__Task to complete__: Reproduce exactly, and nothing else, the lines from the one that contains "Write the React, TypeScript" through the one that contains "export default App;". Leave the pictures out.
# Start of Data for the task
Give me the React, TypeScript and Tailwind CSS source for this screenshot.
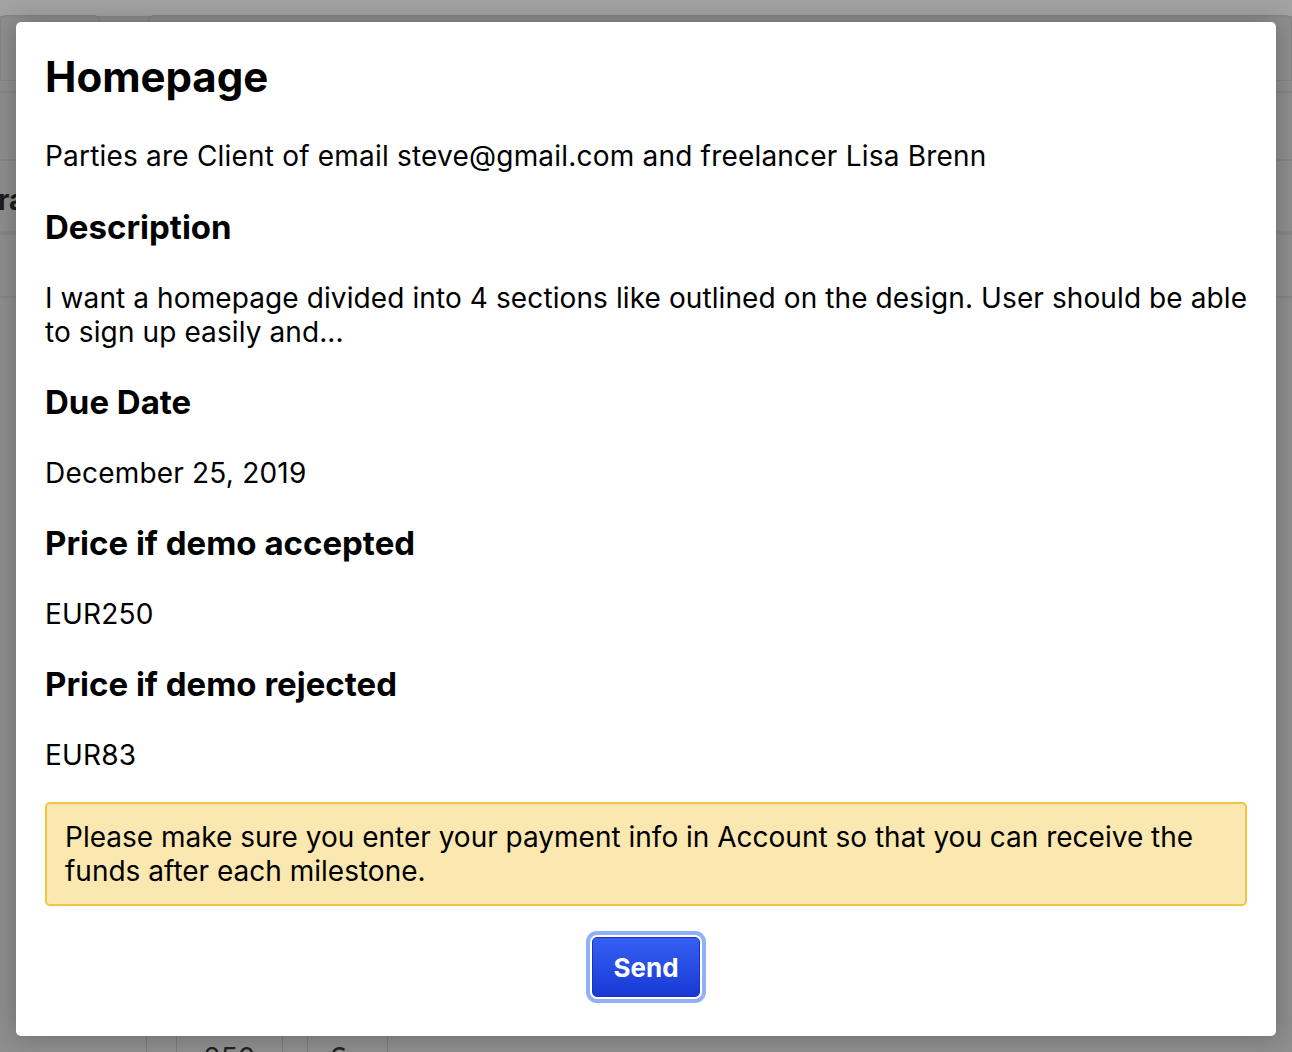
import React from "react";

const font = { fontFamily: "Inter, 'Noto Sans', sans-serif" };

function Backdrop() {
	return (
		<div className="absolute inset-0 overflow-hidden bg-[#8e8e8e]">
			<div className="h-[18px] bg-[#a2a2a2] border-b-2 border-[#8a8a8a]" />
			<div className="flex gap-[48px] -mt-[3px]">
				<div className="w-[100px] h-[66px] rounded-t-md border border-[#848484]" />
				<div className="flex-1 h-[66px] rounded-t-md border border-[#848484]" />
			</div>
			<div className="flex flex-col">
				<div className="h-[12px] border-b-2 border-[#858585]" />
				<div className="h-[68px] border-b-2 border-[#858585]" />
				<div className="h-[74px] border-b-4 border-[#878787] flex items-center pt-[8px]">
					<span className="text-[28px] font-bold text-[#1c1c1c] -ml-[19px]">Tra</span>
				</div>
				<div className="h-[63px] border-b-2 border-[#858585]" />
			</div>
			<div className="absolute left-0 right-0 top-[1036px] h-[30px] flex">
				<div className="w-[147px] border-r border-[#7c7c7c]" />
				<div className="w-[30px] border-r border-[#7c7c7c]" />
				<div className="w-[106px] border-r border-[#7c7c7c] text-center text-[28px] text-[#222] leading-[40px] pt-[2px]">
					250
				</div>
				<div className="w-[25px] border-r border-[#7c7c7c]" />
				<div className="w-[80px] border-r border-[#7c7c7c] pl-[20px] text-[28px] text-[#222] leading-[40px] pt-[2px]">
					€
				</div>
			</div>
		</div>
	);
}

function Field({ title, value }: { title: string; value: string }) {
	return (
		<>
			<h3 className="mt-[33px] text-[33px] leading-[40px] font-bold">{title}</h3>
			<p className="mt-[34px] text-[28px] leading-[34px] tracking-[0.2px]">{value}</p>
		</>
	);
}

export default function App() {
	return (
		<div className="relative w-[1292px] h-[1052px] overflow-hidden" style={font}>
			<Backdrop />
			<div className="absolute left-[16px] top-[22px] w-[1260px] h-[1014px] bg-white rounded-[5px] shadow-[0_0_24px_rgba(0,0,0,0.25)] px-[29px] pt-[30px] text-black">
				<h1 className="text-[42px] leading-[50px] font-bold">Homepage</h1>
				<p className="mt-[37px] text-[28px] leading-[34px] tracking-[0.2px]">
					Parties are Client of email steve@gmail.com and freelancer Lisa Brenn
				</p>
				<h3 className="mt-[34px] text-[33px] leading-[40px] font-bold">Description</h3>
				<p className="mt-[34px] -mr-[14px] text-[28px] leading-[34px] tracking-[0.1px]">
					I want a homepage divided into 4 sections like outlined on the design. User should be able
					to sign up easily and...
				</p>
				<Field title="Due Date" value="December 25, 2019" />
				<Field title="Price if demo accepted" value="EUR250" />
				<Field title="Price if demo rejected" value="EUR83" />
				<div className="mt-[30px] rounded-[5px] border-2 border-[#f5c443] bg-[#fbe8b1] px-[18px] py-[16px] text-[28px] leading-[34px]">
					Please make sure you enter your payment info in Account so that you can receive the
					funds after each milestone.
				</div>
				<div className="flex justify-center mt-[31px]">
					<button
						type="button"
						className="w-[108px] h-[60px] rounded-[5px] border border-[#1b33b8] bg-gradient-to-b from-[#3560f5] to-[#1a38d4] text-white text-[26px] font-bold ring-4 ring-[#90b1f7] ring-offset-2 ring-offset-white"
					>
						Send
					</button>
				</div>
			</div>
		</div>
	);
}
# End of Data for the task
# Start of Data for the task
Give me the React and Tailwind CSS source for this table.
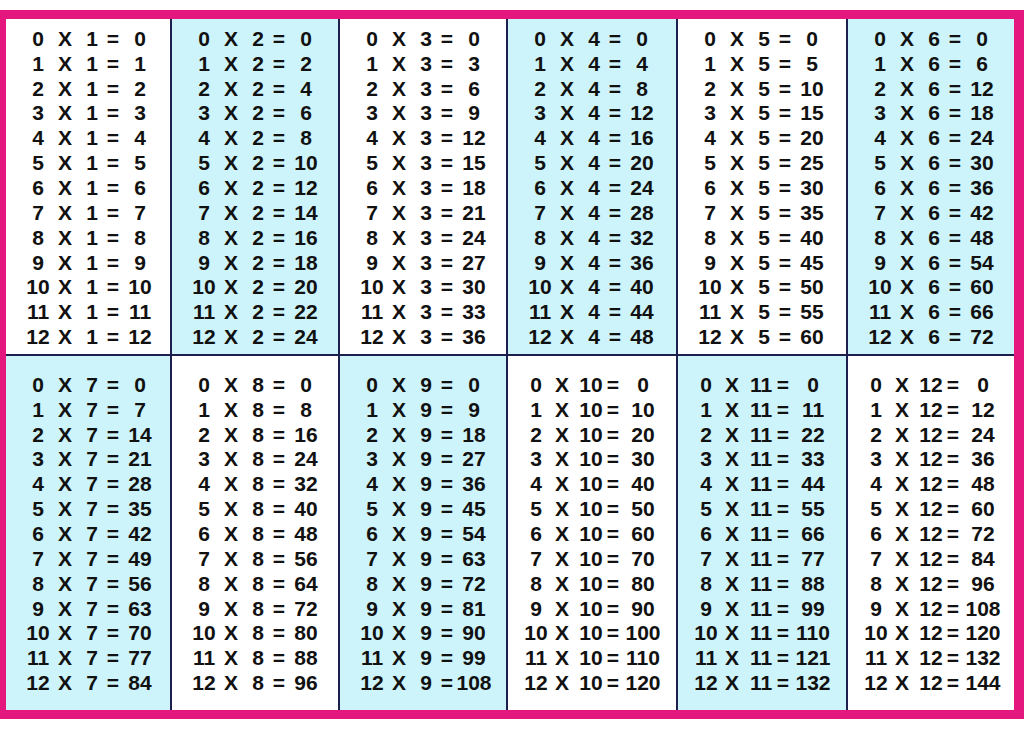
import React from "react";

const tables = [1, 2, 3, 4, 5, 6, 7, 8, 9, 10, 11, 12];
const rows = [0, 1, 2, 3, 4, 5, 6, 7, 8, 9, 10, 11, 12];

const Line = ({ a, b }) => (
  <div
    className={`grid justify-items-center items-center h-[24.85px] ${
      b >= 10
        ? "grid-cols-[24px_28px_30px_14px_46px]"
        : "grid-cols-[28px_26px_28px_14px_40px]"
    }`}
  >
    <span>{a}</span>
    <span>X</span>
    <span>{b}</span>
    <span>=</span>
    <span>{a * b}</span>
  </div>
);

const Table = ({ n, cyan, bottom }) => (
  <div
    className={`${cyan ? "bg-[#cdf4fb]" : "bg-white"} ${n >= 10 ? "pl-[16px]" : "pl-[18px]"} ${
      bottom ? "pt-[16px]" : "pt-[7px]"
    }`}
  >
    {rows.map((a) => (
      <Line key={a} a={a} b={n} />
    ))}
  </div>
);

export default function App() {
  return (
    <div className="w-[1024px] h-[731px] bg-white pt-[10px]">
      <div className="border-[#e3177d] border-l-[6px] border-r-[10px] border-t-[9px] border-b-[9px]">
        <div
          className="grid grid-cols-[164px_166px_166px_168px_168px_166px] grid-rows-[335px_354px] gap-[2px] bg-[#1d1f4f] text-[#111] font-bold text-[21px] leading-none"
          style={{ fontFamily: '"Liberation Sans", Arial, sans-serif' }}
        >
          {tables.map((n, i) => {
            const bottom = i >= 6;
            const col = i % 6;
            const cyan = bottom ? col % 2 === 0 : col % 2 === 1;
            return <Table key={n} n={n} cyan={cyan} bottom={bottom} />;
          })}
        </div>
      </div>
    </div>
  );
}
# End of Data for the task
# Start of Data for the task
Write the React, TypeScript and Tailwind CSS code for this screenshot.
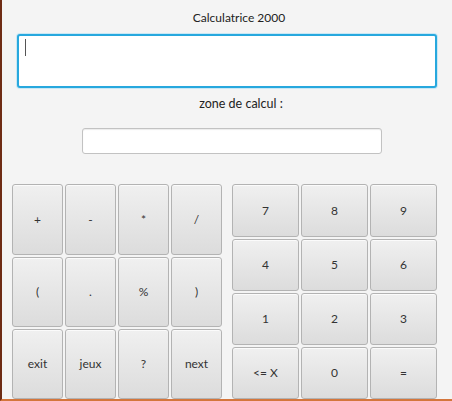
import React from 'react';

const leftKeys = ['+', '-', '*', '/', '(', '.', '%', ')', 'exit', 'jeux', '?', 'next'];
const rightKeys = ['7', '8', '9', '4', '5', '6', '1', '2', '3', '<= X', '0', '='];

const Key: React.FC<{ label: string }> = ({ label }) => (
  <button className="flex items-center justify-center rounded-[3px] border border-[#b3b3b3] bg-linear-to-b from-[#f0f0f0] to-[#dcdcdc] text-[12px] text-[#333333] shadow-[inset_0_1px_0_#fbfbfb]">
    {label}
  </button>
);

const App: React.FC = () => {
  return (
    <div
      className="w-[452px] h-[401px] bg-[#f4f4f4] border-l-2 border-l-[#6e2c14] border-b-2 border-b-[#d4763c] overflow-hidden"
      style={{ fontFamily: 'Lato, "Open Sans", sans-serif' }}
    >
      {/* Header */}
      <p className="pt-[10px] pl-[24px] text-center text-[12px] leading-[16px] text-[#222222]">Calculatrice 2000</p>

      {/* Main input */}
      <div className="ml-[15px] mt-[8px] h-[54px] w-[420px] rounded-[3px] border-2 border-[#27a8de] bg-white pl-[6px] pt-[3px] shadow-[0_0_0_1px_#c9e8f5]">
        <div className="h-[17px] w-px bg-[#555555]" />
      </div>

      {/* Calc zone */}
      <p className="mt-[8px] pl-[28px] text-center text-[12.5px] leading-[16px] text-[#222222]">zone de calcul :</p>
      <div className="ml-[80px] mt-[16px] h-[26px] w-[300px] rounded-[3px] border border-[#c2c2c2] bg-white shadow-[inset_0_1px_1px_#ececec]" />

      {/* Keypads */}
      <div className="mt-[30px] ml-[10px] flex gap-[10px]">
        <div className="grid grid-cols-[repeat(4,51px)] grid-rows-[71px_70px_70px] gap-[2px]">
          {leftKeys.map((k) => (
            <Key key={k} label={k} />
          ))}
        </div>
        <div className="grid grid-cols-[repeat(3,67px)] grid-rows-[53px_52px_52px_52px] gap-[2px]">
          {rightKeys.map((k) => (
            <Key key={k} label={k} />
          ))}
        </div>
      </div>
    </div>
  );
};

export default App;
# End of Data for the task
__The reply__:
Write the React, TypeScript and Tailwind CSS code for this screenshot.
import React from 'react';

const leftKeys = ['+', '-', '*', '/', '(', '.', '%', ')', 'exit', 'jeux', '?', 'next'];
const rightKeys = ['7', '8', '9', '4', '5', '6', '1', '2', '3', '<= X', '0', '='];

const Key: React.FC<{ label: string }> = ({ label }) => (
  <button className="flex items-center justify-center rounded-[3px] border border-[#b3b3b3] bg-linear-to-b from-[#f0f0f0] to-[#dcdcdc] text-[12px] text-[#333333] shadow-[inset_0_1px_0_#fbfbfb]">
    {label}
  </button>
);

const App: React.FC = () => {
  return (
    <div
      className="w-[452px] h-[401px] bg-[#f4f4f4] border-l-2 border-l-[#6e2c14] border-b-2 border-b-[#d4763c] overflow-hidden"
      style={{ fontFamily: 'Lato, "Open Sans", sans-serif' }}
    >
      {/* Header */}
      <p className="pt-[10px] pl-[24px] text-center text-[12px] leading-[16px] text-[#222222]">Calculatrice 2000</p>

      {/* Main input */}
      <div className="ml-[15px] mt-[8px] h-[54px] w-[420px] rounded-[3px] border-2 border-[#27a8de] bg-white pl-[6px] pt-[3px] shadow-[0_0_0_1px_#c9e8f5]">
        <div className="h-[17px] w-px bg-[#555555]" />
      </div>

      {/* Calc zone */}
      <p className="mt-[8px] pl-[28px] text-center text-[12.5px] leading-[16px] text-[#222222]">zone de calcul :</p>
      <div className="ml-[80px] mt-[16px] h-[26px] w-[300px] rounded-[3px] border border-[#c2c2c2] bg-white shadow-[inset_0_1px_1px_#ececec]" />

      {/* Keypads */}
      <div className="mt-[30px] ml-[10px] flex gap-[10px]">
        <div className="grid grid-cols-[repeat(4,51px)] grid-rows-[71px_70px_70px] gap-[2px]">
          {leftKeys.map((k) => (
            <Key key={k} label={k} />
          ))}
        </div>
        <div className="grid grid-cols-[repeat(3,67px)] grid-rows-[53px_52px_52px_52px] gap-[2px]">
          {rightKeys.map((k) => (
            <Key key={k} label={k} />
          ))}
        </div>
      </div>
    </div>
  );
};

export default App;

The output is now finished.